_What needs to be done:_ Look for the string "Write" in every line, and copy each line that has it.
######
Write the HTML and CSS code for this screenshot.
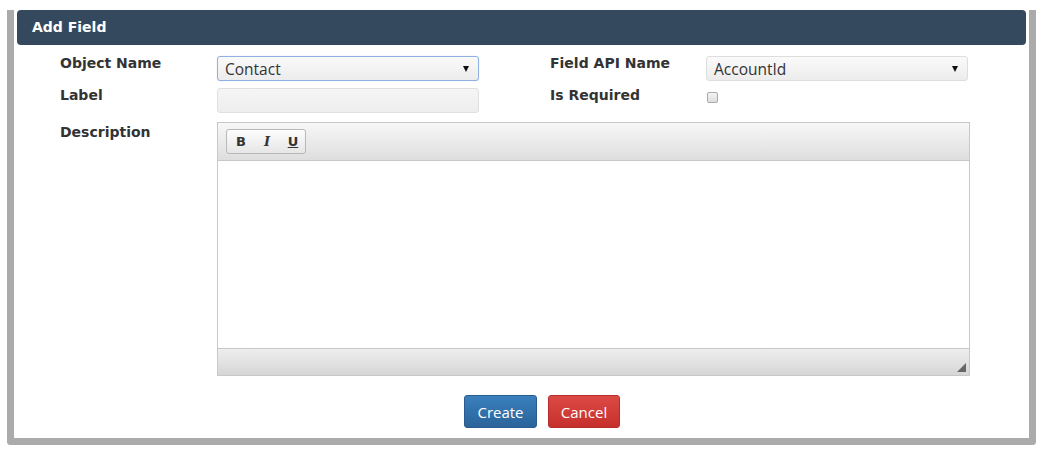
FILE: index.html
```html
<!DOCTYPE html>
<html lang="en">
<head>
  <meta charset="UTF-8">
  <title>Add Field</title>
  <link rel="stylesheet" href="styles.css">
</head>
<body>
  <div class="panel">
    <div class="panel-head">Add Field</div>

    <div class="form">
      <div class="lbl">Object Name</div>
      <div class="select focus"><span>Contact</span><i class="caret"></i></div>
      <div></div>
      <div class="lbl">Field API Name</div>
      <div class="select"><span>AccountId</span><i class="caret"></i></div>

      <div class="lbl">Label</div>
      <div class="input"></div>
      <div></div>
      <div class="lbl">Is Required</div>
      <div><input type="checkbox" class="check"></div>

      <div class="lbl desc">Description</div>
      <div class="editor">
        <div class="toolbar">
          <div class="btn-group">
            <span class="tb b">B</span>
            <span class="tb i">I</span>
            <span class="tb u">U</span>
          </div>
        </div>
        <div class="area"></div>
        <div class="status"><i class="grip"></i></div>
      </div>
    </div>

    <div class="actions">
      <button class="btn create">Create</button>
      <button class="btn cancel">Cancel</button>
    </div>
  </div>
</body>
</html>
```

FILE: styles.css
```css
body {
  margin: 0;
  padding: 10px 0 0 7px;
  background: #fff;
  font-family: "DejaVu Sans", Verdana, sans-serif;
  color: #333;
}

.panel {
  width: 1029px;
  box-sizing: border-box;
  border: 7px solid #ababab;
  border-top: none;
  border-radius: 0 0 4px 4px;
  padding: 0 3px 10px;
}

.panel-head {
  height: 35px;
  line-height: 35px;
  background: #34495e;
  color: #fff;
  font-weight: bold;
  font-size: 14px;
  padding-left: 15px;
  border-radius: 4px;
}

.form {
  display: grid;
  grid-template-columns: 157px 262px 71px 156px 262px;
  grid-template-rows: 25px 25px auto;
  row-gap: 7px;
  padding: 11px 0 0 43px;
}

.lbl {
  font-size: 14px;
  font-weight: bold;
  line-height: 14px;
  color: #333;
}

.lbl.desc {
  margin-top: 2px;
  padding-top: 3px;
}

.select, .input {
  box-sizing: border-box;
  height: 25px;
  border: 1px solid #ddd;
  border-radius: 3px;
  background: linear-gradient(#fafafa, #ececec);
  font-family: "Open Sans", sans-serif;
  font-size: 15.5px;
  color: #333;
  display: flex;
  align-items: center;
  justify-content: space-between;
  padding: 0 9px 0 7px;
}

.select.focus {
  border-color: #8fb1e3;
  box-shadow: 0 0 1px #a8c4ee;
}

.input {
  background: linear-gradient(#f5f5f5, #eeeeee);
  border-color: #e0e0e0;
}

.caret {
  width: 0;
  height: 0;
  border-left: 3px solid transparent;
  border-right: 3px solid transparent;
  border-top: 6px solid #111;
}

.check {
  appearance: none;
  margin: 2px 0 0 1px;
  width: 11px;
  height: 11px;
  border: 1px solid #aaa;
  border-radius: 2px;
  background: linear-gradient(#f4f4f4, #ddd);
}

.editor {
  grid-column: 2 / 6;
  width: 753px;
  margin-top: 2px;
  border: 1px solid #c8c8c8;
  box-sizing: border-box;
}

.toolbar {
  height: 38px;
  background: linear-gradient(#f7f7f7, #dedede);
  border-bottom: 1px solid #c8c8c8;
  padding: 6px 0 0 8px;
  box-sizing: border-box;
}

.btn-group {
  display: inline-flex;
  height: 25px;
  box-sizing: border-box;
  border: 1px solid #b8b8b8;
  border-radius: 3px;
  background: linear-gradient(#fdfdfd, #e6e6e6);
  padding: 0 6px 0 8px;
  align-items: center;
  gap: 14px;
}

.tb {
  font-size: 13px;
  font-weight: bold;
  color: #333;
  width: 12px;
  text-align: center;
}

.tb.i { font-style: italic; font-family: "DejaVu Serif", serif; }
.tb.u { text-decoration: underline; }

.area {
  height: 187px;
  background: #fff;
}

.status {
  height: 26px;
  background: linear-gradient(#eeeeee, #d6d6d6);
  border-top: 1px solid #c8c8c8;
  position: relative;
}

.grip {
  position: absolute;
  right: 3px;
  bottom: 3px;
  width: 0;
  height: 0;
  border-left: 9px solid transparent;
  border-bottom: 9px solid #666;
}

.actions {
  display: flex;
  justify-content: center;
  gap: 11px;
  margin: 19px 0 0 41px;
}

.btn {
  height: 33px;
  padding: 0;
  border-radius: 3px;
  font-family: "Open Sans", sans-serif;
  font-size: 15px;
  color: #fff;
  cursor: pointer;
}

.create {
  width: 73px;
  background: linear-gradient(#3a80bd, #2a6399);
  border: 1px solid #2a5c8f;
}

.cancel {
  width: 72px;
  background: linear-gradient(#dc4a46, #c6302c);
  border: 1px solid #b62c28;
}
```
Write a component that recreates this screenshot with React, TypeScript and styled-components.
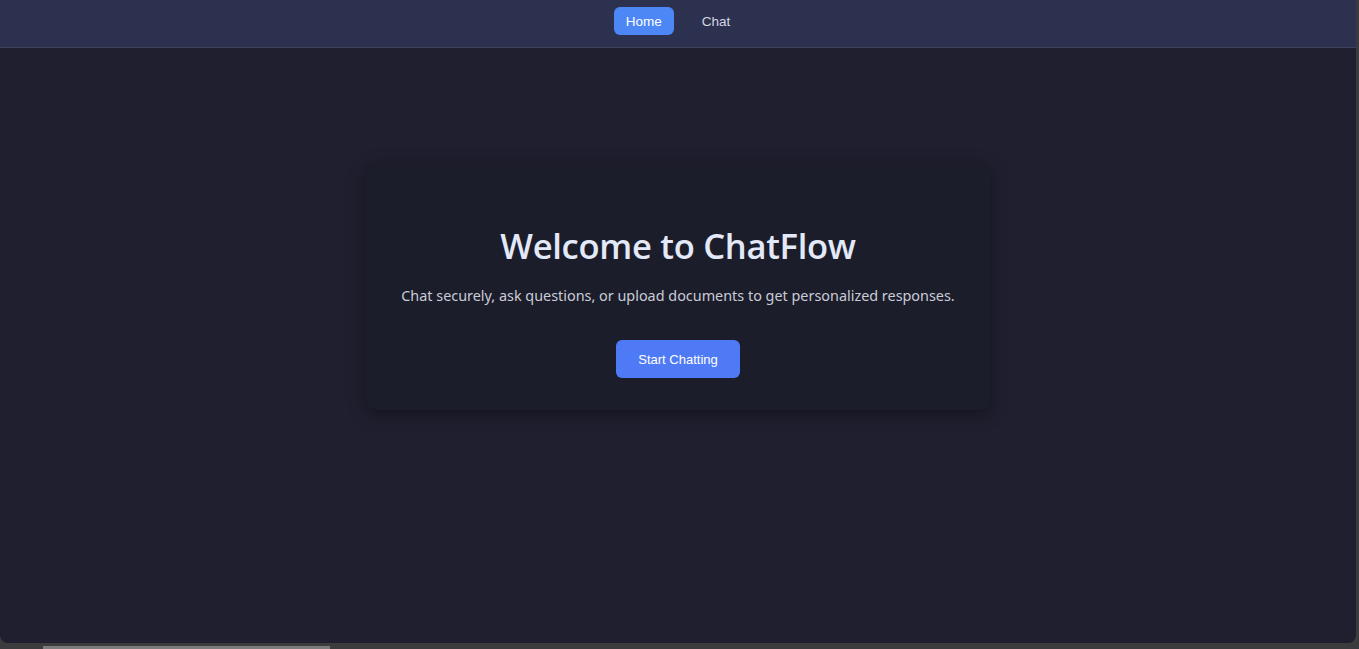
import React from "react";
import styled, { createGlobalStyle } from "styled-components";

const Global = createGlobalStyle`
  html, body { margin: 0; padding: 0; background: #3c3c3e; height: 100%; overflow: hidden; }
  #root { height: 100%; }
  * { box-sizing: border-box; }
`;

const Frame = styled.div`
  display: flex;
  flex-direction: column;
  height: 649px;
  width: 1359px;
`;

const Window = styled.div`
  display: flex;
  flex-direction: column;
  width: 1356px;
  height: 643px;
  background: #1f1f2f;
  border-bottom-left-radius: 8px;
  border-bottom-right-radius: 8px;
  overflow: hidden;
`;

const Header = styled.header`
  height: 48px;
  flex: none;
  background: #2c3150;
  border-bottom: 1px solid #3d4259;
  display: flex;
  justify-content: center;
  align-items: flex-start;
  padding-top: 7px;
  gap: 16px;
`;

const NavButton = styled.button<{ $active?: boolean }>`
  height: 28px;
  padding: 0 12px;
  border: none;
  border-radius: 6px;
  font-family: "Liberation Sans", Arial, sans-serif;
  font-size: 13.5px;
  font-weight: 400;
  color: ${(p) => (p.$active ? "#ffffff" : "#d4d6e2")};
  background: ${(p) => (p.$active ? "#4d87f6" : "transparent")};
  cursor: pointer;
`;

const Main = styled.main`
  flex: 1;
  display: flex;
  justify-content: center;
  align-items: flex-start;
  padding-top: 115px;
`;

const Card = styled.section`
  width: 624px;
  height: 247px;
  background: #1c1d2a;
  border-radius: 12px;
  box-shadow: 0 4px 18px rgba(0, 0, 0, 0.35);
  display: flex;
  flex-direction: column;
  align-items: center;
  padding-top: 60px;
`;

const Title = styled.h1`
  margin: 0;
  font-family: "Open Sans", "Noto Sans", sans-serif;
  font-weight: 600;
  font-size: 34.6px;
  line-height: 46px;
  color: #e3e9f8;
  letter-spacing: -0.3px;
`;

const Subtitle = styled.p`
  margin: 16px 0 0;
  font-family: "Noto Sans", "Open Sans", sans-serif;
  font-size: 14.4px;
  line-height: 22px;
  color: #c9ccd9;
`;

const PrimaryButton = styled.button`
  margin-top: 33px;
  width: 124px;
  height: 38px;
  border: none;
  border-radius: 6px;
  background: #4f7af6;
  color: #ffffff;
  font-family: "Liberation Sans", Arial, sans-serif;
  font-size: 13px;
  cursor: pointer;
`;

const BottomStrip = styled.div`
  flex: 1;
  display: flex;
  align-items: flex-end;
  padding-left: 43px;
`;

const TaskItem = styled.div`
  width: 287px;
  height: 3px;
  background: #7c7c7c;
`;

export default function App() {
  return (
    <>
      <Global />
      <Frame>
        <Window>
          <Header>
            <NavButton $active>Home</NavButton>
            <NavButton>Chat</NavButton>
          </Header>
          <Main>
            <Card>
              <Title>Welcome to ChatFlow</Title>
              <Subtitle>
                Chat securely, ask questions, or upload documents to get personalized responses.
              </Subtitle>
              <PrimaryButton>Start Chatting</PrimaryButton>
            </Card>
          </Main>
        </Window>
        <BottomStrip>
          <TaskItem />
        </BottomStrip>
      </Frame>
    </>
  );
}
######
_The answer:_
Write the HTML and CSS code for this screenshot.
Write a component that recreates this screenshot with React, TypeScript and styled-components.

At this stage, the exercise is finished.